According to Variety, who dubbed the effort “Jallywood,” reps in Jalisco have introduced a new state law that offers financial incentives for more “audiovisual projects” to be made in the area. They hope to get Congress to implement federal tax incentives in 2021. If that does not happen, they plan on creating an incentive program at the state level.

“Ideally, we want all of Mexico’s states to benefit from nationwide film incentives,” Jalisco film commissioner Rodolfo Guzman told Variety.

An advisory committee has been formed to “fine tune” the law. Included on the committee are film director Patricia Riggen (The 33), actress Kate del Castillo (Under the Same Moon) and director Fernando Lebrija (#Realityhigh), among other Mexican talent.

Jalisco governor Ernesto Alfaro said that since the Jalisco Film Commission was formed in 2014, film projects have increased from six to 110. In 2019, the growth of the industry added nearly $4.8 million to the local economy.

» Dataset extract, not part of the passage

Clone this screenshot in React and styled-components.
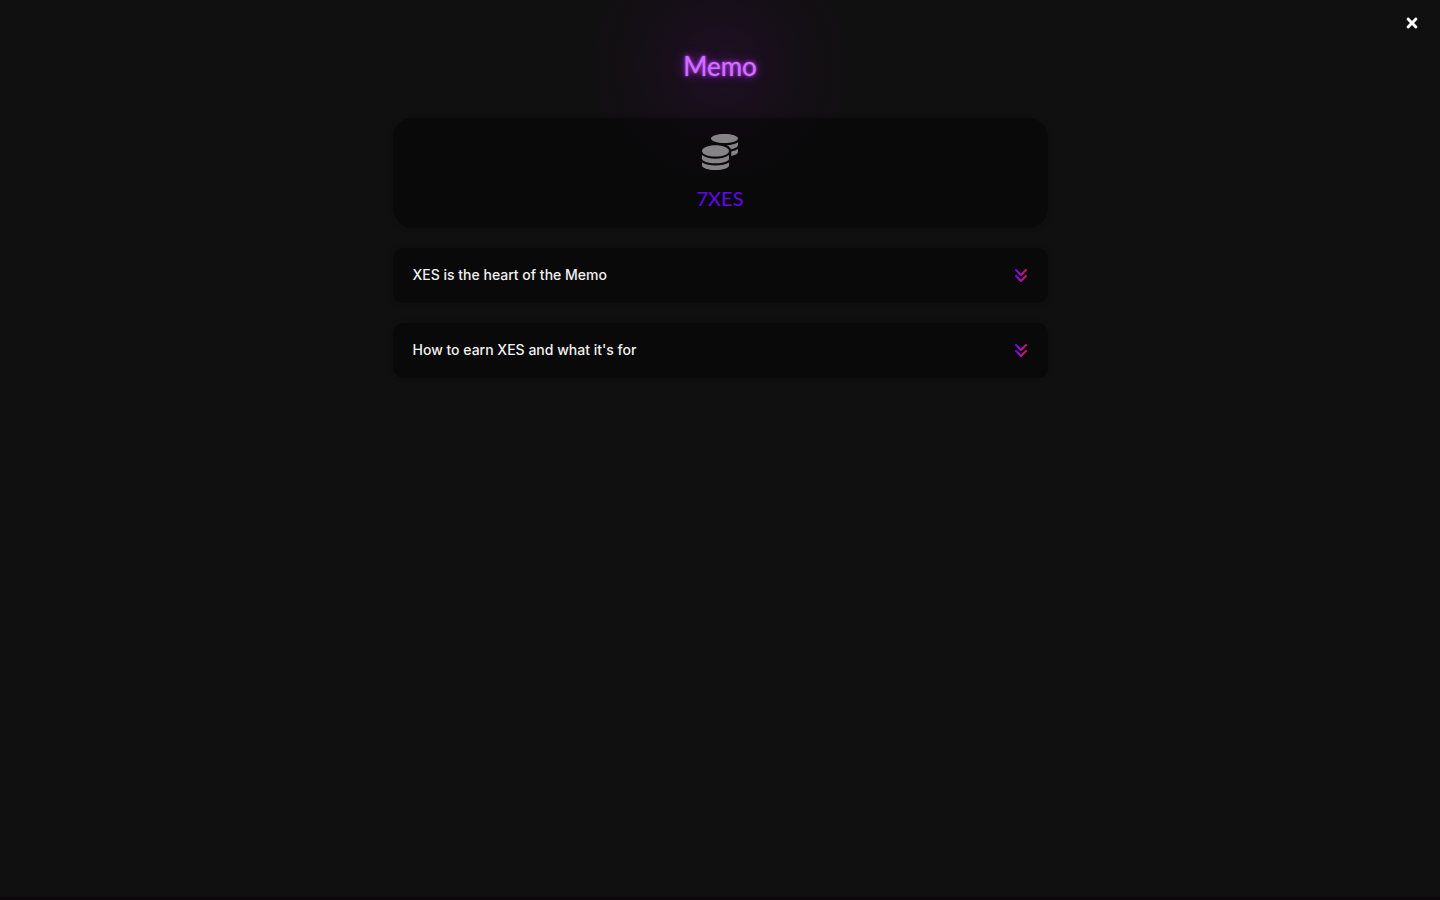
import React, { useState } from "react";
import styled, { createGlobalStyle } from "styled-components";
import { FaCoins, FaTimes } from "react-icons/fa";
import { FaAnglesDown } from "react-icons/fa6";

const questions = [
  {
    id: "heart",
    title: "XES is the heart of the Memo",
  },
  {
    id: "earn",
    title: "How to earn XES and what it's for",
  },
];

const Question = (props) => {
  return (
    <QuestionButton
      type="button"
      aria-expanded={props.isOpen}
      onClick={() => props.handleToggle(props.question.id)}
    >
      {props.question.title}
      <Arrow $isOpen={props.isOpen} aria-hidden="true" />
    </QuestionButton>
  );
};

const App = () => {
  const [openId, setOpenId] = useState("");

  const handleToggle = (id) => {
    setOpenId((prev) => (prev === id ? "" : id));
  };

  return (
    <Page>
      <GlobalStyle />
      <GradientDefs aria-hidden="true">
        <linearGradient id="arrowGradient" x1="0" y1="0" x2="1" y2="0">
          <stop offset="0" stopColor="#6a00ff" />
          <stop offset="0.5" stopColor="#b010b0" />
          <stop offset="1" stopColor="#d0184c" />
        </linearGradient>
      </GradientDefs>
      <TopBar>
        <CloseButton type="button" aria-label="Close">
          <FaTimes />
        </CloseButton>
      </TopBar>
      <Content>
        <Logo>Memo</Logo>
        <Balance>
          <FaCoins size={36} color="#858386" />
          <Amount>7XES</Amount>
        </Balance>
        {questions.map((question) => (
          <Question
            question={question}
            isOpen={openId === question.id}
            handleToggle={handleToggle}
            key={question.id}
          />
        ))}
      </Content>
    </Page>
  );
};

const GlobalStyle = createGlobalStyle`
  * {
    box-sizing: border-box;
  }
  body {
    margin: 0;
    background: #101010;
    color: #f1f1f1;
    font-family: Inter, "Open Sans", sans-serif;
  }
`;
const Page = styled.div`
  min-height: 100vh;
  border-bottom: 3px solid #0d070b;
  background: radial-gradient(
    circle 140px at 50% 66px,
    #201024 0,
    #180f1b 50px,
    #130f14 95px,
    #101010 140px
  );
  overflow: hidden;
`;
const GradientDefs = styled.svg`
  display: block;
  width: 0;
  height: 0;
`;
const TopBar = styled.header`
  display: flex;
  justify-content: flex-end;
  padding: 15px 20px 0;
`;
const CloseButton = styled.button`
  display: flex;
  border: 0;
  padding: 0;
  background: transparent;
  color: #fff;
  font-size: 16px;
  cursor: pointer;
`;
const Content = styled.main`
  display: flex;
  flex-direction: column;
  gap: 20px;
  width: 100%;
  max-width: 695px;
  margin: 0 auto;
  padding: 15px 20px;
`;
const Logo = styled.h1`
  margin: 0 0 12px;
  color: #d070ff;
  font-family: Lato, sans-serif;
  font-size: 26px;
  font-weight: 400;
  line-height: 40px;
  text-align: center;
  text-shadow: 0 0 2px #c050f8, 0 0 5px #9a2cd0, 0 0 12px #7a1ca8;
`;
const Balance = styled.section`
  display: flex;
  flex-direction: column;
  align-items: center;
  gap: 12px;
  border-radius: 20px;
  padding: 16px 20px 14px;
  background: rgba(0, 0, 0, 0.4);
  box-shadow: 0 0 5px rgba(0, 0, 0, 0.2);
`;
const Amount = styled.p`
  margin: 0;
  color: #6405f0;
  font-family: Lato, sans-serif;
  font-size: 20px;
  line-height: 32px;
`;
const QuestionButton = styled.button`
  display: flex;
  justify-content: space-between;
  align-items: center;
  border: 0;
  border-radius: 10px;
  padding: 15px 20px 17px;
  background: rgba(0, 0, 0, 0.4);
  box-shadow: 0 0 5px rgba(0, 0, 0, 0.2);
  color: inherit;
  font-family: inherit;
  font-size: 14px;
  font-weight: 500;
  line-height: 23px;
  text-align: left;
  cursor: pointer;
`;
const Arrow = styled(FaAnglesDown)`
  width: 14px;
  height: 16px;
  transform: rotate(${(props) => (props.$isOpen ? "180deg" : "0deg")});
  path {
    fill: url(#arrowGradient);
  }
`;

export default App;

One of the most recent projects being shot in the region is the Apple TV series The Mosquito Coast, which is based on a 1981 book of the same name. It was adapted into the 1986 film starring Harrison Ford about an inventor who moves his family out of the city to live in the jungles of Central America.

In the past, other films that have shot in the Jalisco region include last year’s Godzilla: King of the Monsters, 2008’s Limitless and 1987’s original sci-fi classic, Predator.